Data Stack Smackdown
But if Banon has his way, you’ll find yourself putting more data into the Elastic document repository, just to take advantage the capability to process unstructured data in the fast and intuitive manner that the search engine can deliver.
The forthcoming unsupervised machine learning enhancements from the Prelert acquisition, not to mention the existing Spark Streaming and graph capabilities that are already available, speak to that. It’s all about enabling flexibility and giving users more of what they want, Banon says.

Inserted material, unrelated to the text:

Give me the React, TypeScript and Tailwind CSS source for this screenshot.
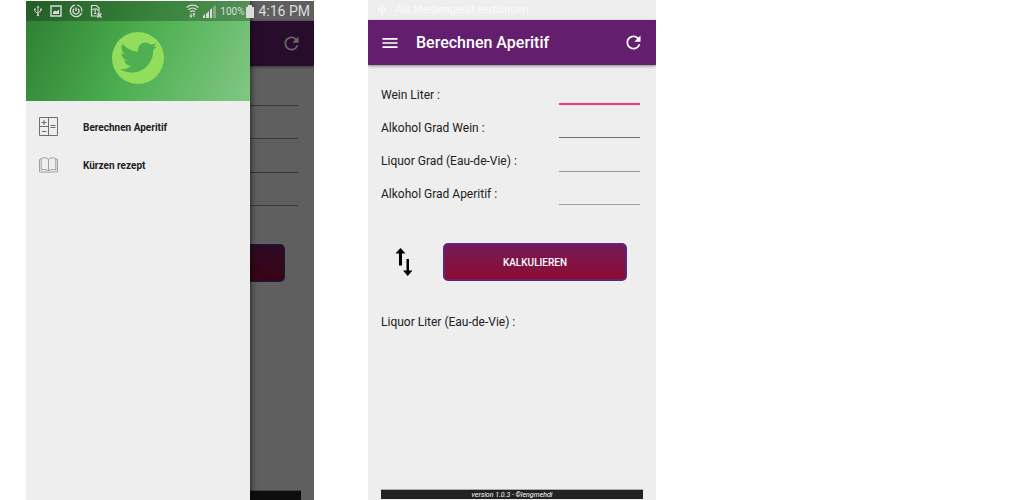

“If you think about a search engine, indexing large volumes of content, specifically unstructured data, you don’t necessarily know exactly what you’re going go query. You just want to know that you can query everything,” he says. “You don’t have to predefine how you’re going to slice and dice the data with a search engine. You can zoom in and zoom out and potentially aggregate the data in a free-form manner across any attributes.”
With more than 2,500 paying customers, an active community of 72,000 developers, and 75 million downloads since 2012, it would seem that Banon has certainly hit upon a successful recipe for bringing the power of search to the masses.
“Even before Elasticsearch, I was using search in banks, for high-frequency trading [applications] because it just ended up being faster than anything you can imagine,” he says. “One of goals that I had was to build a system like Elasticsearch to show users what they can do with it. And obviously, it had the level of success that it has because it actually solves a useful problem.”